Referring to FIGS. 2, 3, 8 and 9, to obtain optimum performance, the reflector 19 is integral with head assembly 1, and bulb retainer 12 is slidably mounted in slots 44 and 44' adjacent to reflector core aperture 16 located at the axis of the reflector. At this time it is noted that in each of FIGS. 2 and 3 slots 44 and 44' are shown displaced 180° for clarity. The correct positioning of slots 44 and 44' is shown in FIGS. 4, 8 and 9. Electrical contact strip 15 engages bulb 20 by means of restrictor element 21 and holds bulb 20 in aperture 16 along with bulb retainer 12. Preferably contact strip 15 circumvents bulb 20 with restrictor element 21 which also grips bulb 20 and positions bulb 20 in aperture 16, and holds lips 12' of bulb retainer 12 seated against reflector 19 in guides 44 and 44'.

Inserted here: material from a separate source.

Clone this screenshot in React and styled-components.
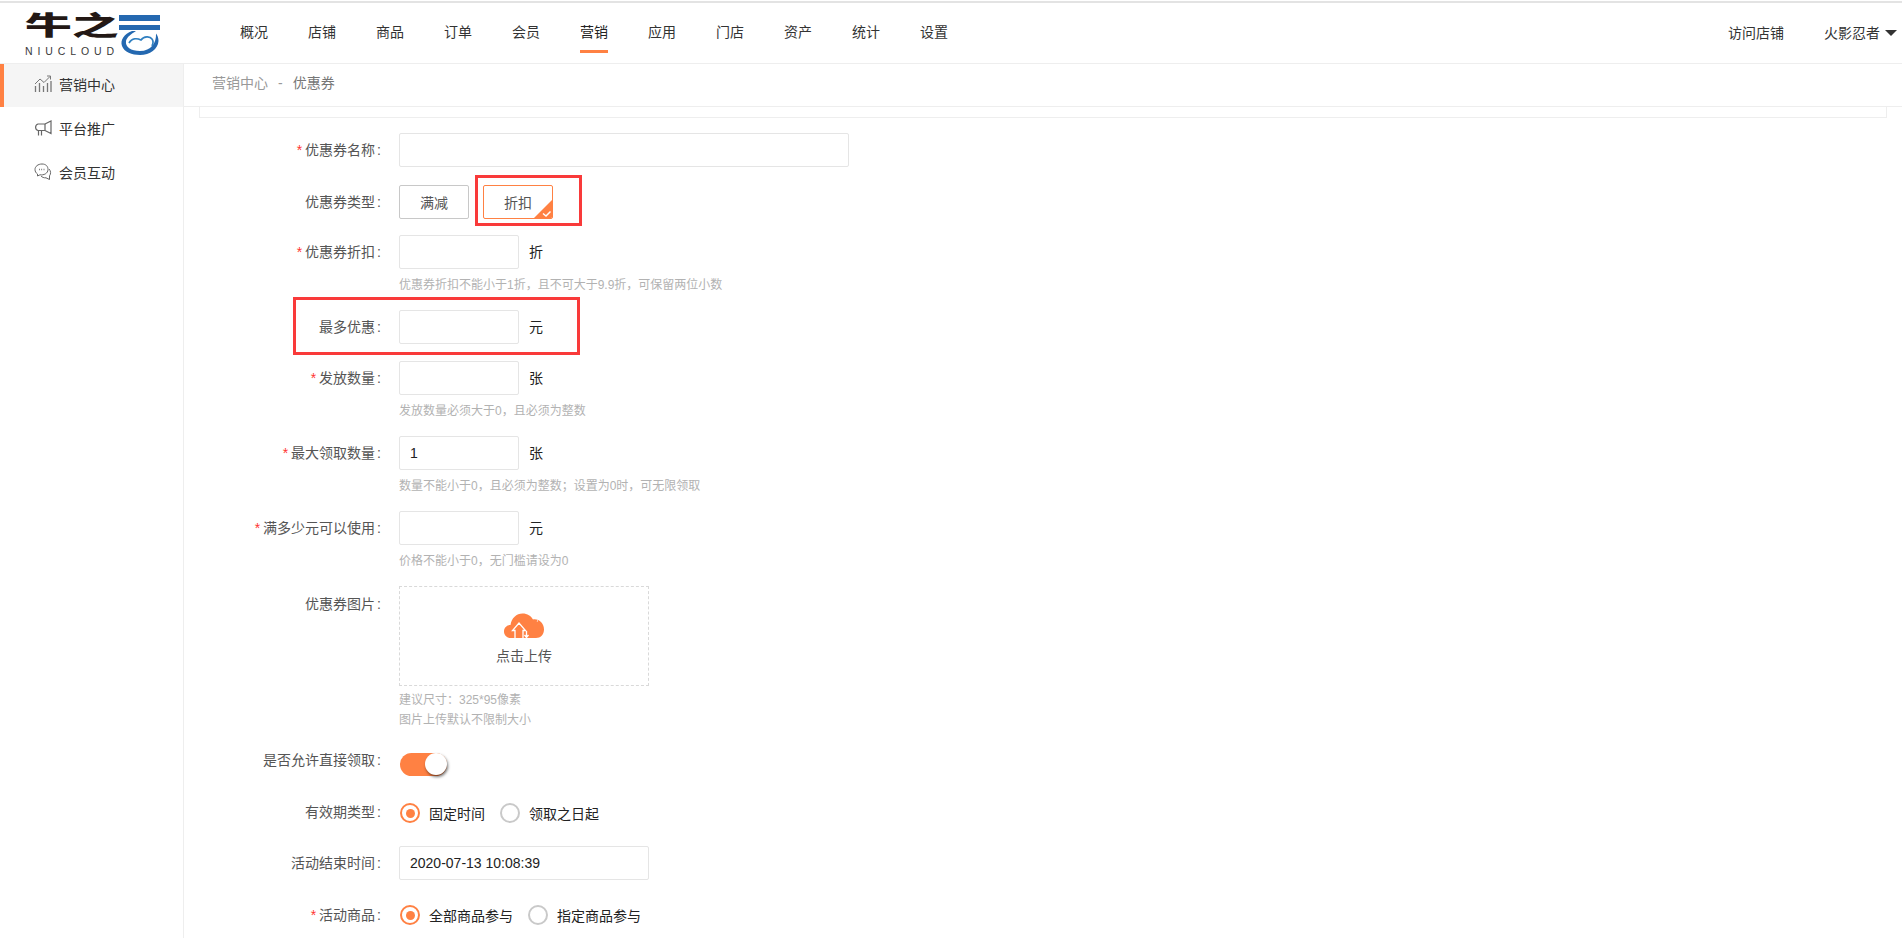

The surface 26 of reflector 19 is preferably a smooth metallic finish generally produced by some form of metalizing such as vacuum metalizing. The metalizing of a portion of the plastic surface of reflector 19 results in a static charge being built-up on the resulting reflective surface which makes it particularly susceptible to contamination by dust. In addition, this surface can be permanently contaminated if it is touched by the consumer during bulb or power source replacement. Therefore, as illustrated in FIGS. 2 and 3, the reflector surface 26 is provided with lens 22 which is press-fitted under detents 22a at the periphery of the reflector 19.